Which brings me to the one character that stood out in terms of character development. The character of Alex Mahone, played by the always stunning William Fichtner. Now, here is a truly great actor! Mahone's character develops brilliantly. He goes from being the mysterious and neurotic FBI agent to a cold-blooded killer who makes you hate him, then a traumatized victim to an entrapped drug addict who deeply disturbs your mind, and ultimately from a broken man to a redeemed one who you ultimately love. It takes a great actor to pull all this off and Fichtner does it brilliantly. I can't think of one scene of his in which he seemed to "phone it in". I have always felt Fichtner is a grossly underrated character actor and performances such as this are reminders of not just how good this guy is, but that he is a better actor than majority of Hollywood actors as well. Take a bow, Mr. Fichtner. You were a treat.
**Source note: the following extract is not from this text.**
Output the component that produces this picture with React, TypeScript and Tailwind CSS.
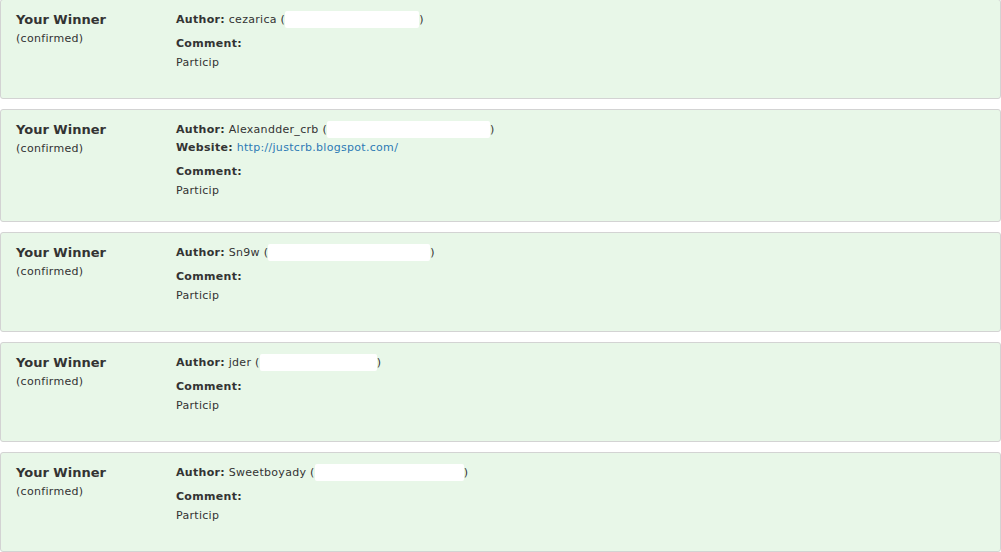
import React from 'react';

interface Entry {
  author: string;
  hidden: number;
  website?: string;
  comment: string;
}

const entries: Entry[] = [
  { author: 'cezarica', hidden: 134, comment: 'Particip' },
  { author: 'Alexandder_crb', hidden: 163, website: 'http://justcrb.blogspot.com/', comment: 'Particip' },
  { author: 'Sn9w', hidden: 162, comment: 'Particip' },
  { author: 'jder', hidden: 117, comment: 'Particip' },
  { author: 'Sweetboyady', hidden: 149, comment: 'Particip' },
];

function WinnerCard({ entry, first }: { entry: Entry; first: boolean }) {
  return (
    <div
      className={`${first ? '-mt-px' : ''} box-border min-h-[100px] rounded-[3px] border border-[#d3d3d3] bg-[#e8f7e8] pl-[15px] pt-[11px] pb-[21px] grid grid-cols-[160px_1fr]`}
    >
      <div>
        <div className="text-[13px] leading-[18px] font-bold text-[#333]">Your Winner</div>
        <div className="text-[11px] leading-[20px] tracking-[0.3px] text-[#333]">(confirmed)</div>
      </div>
      <div className="text-[11px] tracking-[0.3px] text-[#333]">
        <div className="leading-[18px]">
          <b>Author:</b> {entry.author} (
          <span
            className="inline-block h-[17px] rounded-[2px] bg-white align-[-5px]"
            style={{ width: entry.hidden }}
          ></span>
          )
        </div>
        {entry.website && (
          <div className="leading-[18px]">
            <b>Website:</b>{' '}
            <a href="#" className="text-[#2d7ab5]">
              {entry.website}
            </a>
          </div>
        )}
        <div className="mt-[6px] leading-[18px] font-bold">Comment:</div>
        <div className="leading-[19px]">{entry.comment}</div>
      </div>
    </div>
  );
}

export default function App() {
  return (
    <div
      className="w-[1001px] h-[552px] overflow-hidden bg-white flex flex-col gap-[10px]"
      style={{ fontFamily: '"DejaVu Sans", Verdana, sans-serif' }}
    >
      {entries.map((e, i) => (
        <WinnerCard key={i} entry={e} first={i === 0} />
      ))}
    </div>
  );
}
The writers go to both extremes through the 4 seasons of the series - from simply brilliant to awfully bad. The second half of Season 4 in particular was disastrous to say the least with the writers more or less losing the plot and most of the cast could do nothing to save it.
At the end of the day, Prison Break would have been a great show had it stuck to its original plan - of being a 2 season show. But it overstayed its welcome and much of Seasons 3 and 4 left a distaste in the mouth. I would still rate it as a "good" show that offers you some entertainment, albeit mindless. Watch it without expecting a realistically intelligent plot and you just may enjoy it as many others did.